After his impressive practice, Booty is bum-rushed by a slew of scouts. As in the pocket, he stayed poised.
And if the number of suitors is any indication, the Chiefs and Ravens are front-runners for his services. Most personnel gurus request time for a meeting, but some just start asking Booty questions about his best and worst games.
"I do all the work for them I guess, so they just watch those tapes," Booty said. "For the bad game, I just gave them a decent one I had."
He's already acting like a pro.
Scouts Inc.'s Todd McShay: Booty had a very good week in Mobile: never spectacular, always solid. He has the arm to make every NFL throw, and he consistently made them in every practice. In the West Coast system, Booty could be a steady NFL starter. Worst-case scenario: He looked like he could be an excellent NFL backup. Right now, he's a very good mid-round value.
Matt Flynn's combine preparation in Orlando, Fla.
Seven days after winning the national title, Flynn moved to Orlando for five weeks of training with combine guru Tom Shaw. The scenery is nice, but it's no vacation. One of Flynn's least-favorite drills:
Churning waist-deep through the facility's raging pool. By jogging against a current, Flynn, alongside teammate Glenn Dorsey and Ole Miss running back BenJarvus Green-Ellis, they build leg strength. That will help Flynn when he drops back, plants his right foot and drives through throws.
The bonus of not being part of the dizzying Senior Bowl atmosphere: It's not all football all the time.
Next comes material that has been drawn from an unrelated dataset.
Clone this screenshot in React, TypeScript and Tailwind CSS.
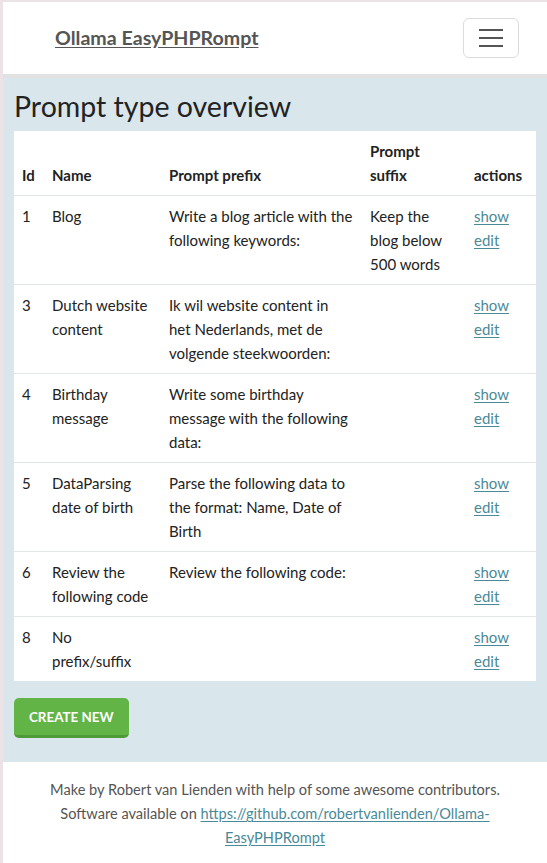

Flynn and his fellow draft hopefuls bond over favorite "YouTube" clips at Cracker Barrel. Flynn's No. 1? "Dramatic Squirrel."
The downside: It's too quiet. "I'm staying by myself, and we don't have Internet or cell-phone service," Flynn said. "But, I figure, it's five weeks for the rest of my career."
Scouts Inc.'s Todd McShay: Not being invited to the Senior Bowl didn't affect Flynn's stock. Scouts are still impressed by his grittiness in the title game. While Flynn's athleticism is good, his arm is average and he's not yet an efficient, NFL-caliber thrower. He needs to worry less about his 40 time and instead devote most of his workout time to hitting receivers in pro-style passing drills.